I love this! Leaving things out! This is Munro’s bread and butter — her stories turn on what has been left out. Dorothy is really Munro’s ideal reader! Dorothy even wonders if “the whole story is made-up.”

In the course of an evening of cocktails, Jeannette and Blair drink “almost the entire bottle of gin between them,” with only cucumber sandwiches to hold body and soul together.

Dorothy and Viola retire, but the drink that Dorothy had had keeps her awake, and she finally goes down to the kitchen for a glass of milk. What does she see as she enters the kitchen or happens to look out the window? Munro leaves that out, but I suspect it is that she sees Blair and Jeannette on his porch next door. Dorothy turns on no lights, goes out the front door, and she walks around to the back of the house, where she can see Blair and Jeannette on his lighted, glass-in back porch. And she walks closer.

This was what she had set in motion but she need not worry. They would have forgotten it themselves by tomorrow.

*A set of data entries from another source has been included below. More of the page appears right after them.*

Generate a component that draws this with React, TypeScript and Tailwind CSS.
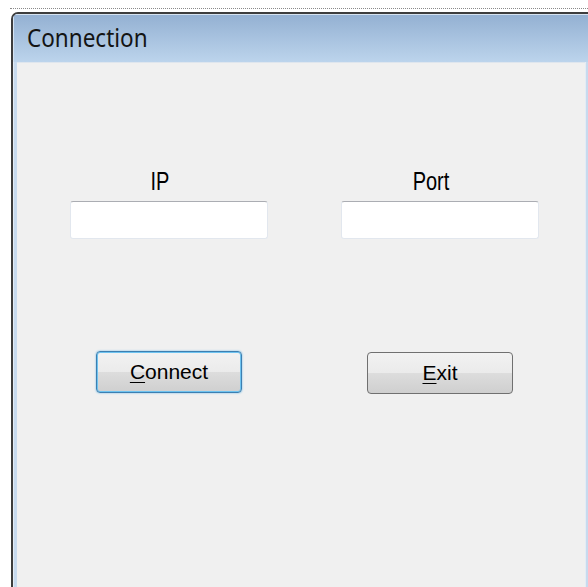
import React from "react";

const sans = { fontFamily: '"Liberation Sans", Arial, sans-serif' };

function Field({ label, className }: { label: string; className?: string }) {
  return (
    <div className={`flex flex-col items-center w-[198px] ${className ?? ""}`}>
      <div className="h-[26px] pr-[18px] flex items-center">
        <span className="text-[20px] leading-none text-black scale-y-125 inline-block" style={sans}>
          {label}
        </span>
      </div>
      <input
        className="mt-[7px] w-[198px] h-[38px] bg-white rounded-[3px] border border-[#e2e7ee] border-t-[#abadb3] outline-none"
        type="text"
      />
    </div>
  );
}

function WinButton({
  mnemonic,
  rest,
  focused,
}: {
  mnemonic: string;
  rest: string;
  focused?: boolean;
}) {
  return (
    <button
      className={`w-[146px] h-[42px] rounded-[4px] border flex items-center justify-center text-[21px] text-black ${
        focused
          ? "border-[#3c7fb1] shadow-[0_0_0_1px_#6ec3f0_inset,0_0_2px_#5fb4e8]"
          : "border-[#707070]"
      } bg-[linear-gradient(to_bottom,#f2f2f2_0%,#ebebeb_49%,#dddddd_50%,#cfcfcf_100%)]`}
      style={sans}
    >
      <span>
        <span className="underline underline-offset-[3px] decoration-1">{mnemonic}</span>
        {rest}
      </span>
    </button>
  );
}

export default function App() {
  return (
    <div className="w-[588px] h-[587px] bg-white overflow-hidden">
      {/* designer selection outline */}
      <div className="ml-[10px] pt-[8px]">
        <div className="border-t border-dotted border-[#8a8a8a]" />
      </div>

      {/* form window */}
      <div className="ml-[11px] mt-[3px] w-[600px] h-[620px] rounded-tl-[7px] border-l-2 border-t-2 border-[#3d3d3d] flex flex-col overflow-hidden">
        <div className="h-[48px] pl-[14px] flex items-center bg-[linear-gradient(to_bottom,#93b0d2,#bcd4ec)] shadow-[inset_1px_1px_0_#d6e3f1]">
          <span
            className="text-[22.5px] text-[#141414] scale-y-110 inline-block"
            style={{ fontFamily: '"Noto Sans", "Open Sans", sans-serif' }}
          >
            Connection
          </span>
        </div>
        <div className="flex-1 flex">
          <div className="w-[4px] bg-[#c7daee] border-l border-[#e4ecf5]" />
          {/* client area */}
          <div className="w-[568px] bg-[#f0f0f0] border-t border-[#dfe6ee] pt-[105px]">
            <div className="flex pl-[53px] gap-[73px]">
              <div className="flex flex-col items-center">
                <Field label="IP" />
                <div className="mt-[112px]">
                  <WinButton mnemonic="C" rest="onnect" focused />
                </div>
              </div>
              <div className="flex flex-col items-center">
                <Field label="Port" />
                <div className="mt-[113px]">
                  <WinButton mnemonic="E" rest="xit" />
                </div>
              </div>
            </div>
          </div>
          <div className="w-[6px] bg-[#c7daee] border-l border-[#e4ecf5]" />
        </div>
      </div>
    </div>
  );
}
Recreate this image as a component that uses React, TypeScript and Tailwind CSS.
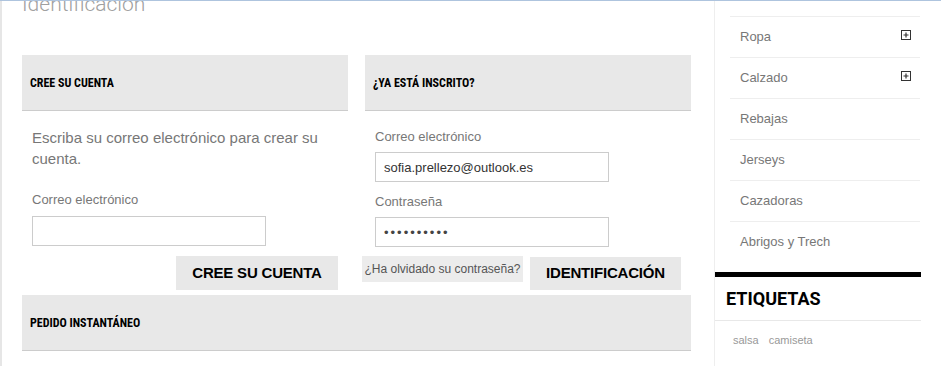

And here, Munro delivers a stunning paragraph of Dorothy observing Blair and Jeannette together, “[f]launting themselves in the light as if nothing mattered, guzzling and grabbing now, relishing and plundering each other.” And Dorothy herself thinks this wonderful thought: “Bold as they were, they looked helpless to her, helpless and endangered as people on a raft pulled out on the current.”

The story is both funny and touching. Munro shows such compassion for men caught with in a life married to a sick or dying wife. Sheila Munro says that in this story Munro was “using personal material in new ways” (Lives of Mothers and Daughters, 228). And the story ratifies the way Jeanette’s open sexuality is indeed a natural “continuation” of Dorothy’s. In a way, with this story, Munro lets an older generation of women cast a blessing on the new sexuality that younger women have embraced.

The story ends with a great, great paragraph.

What if Viola had seen any of that? More than she could stand. Strength is necessary, as well as something like gratitude, if you are going to turn into a lady peeping Tom at the end of your life.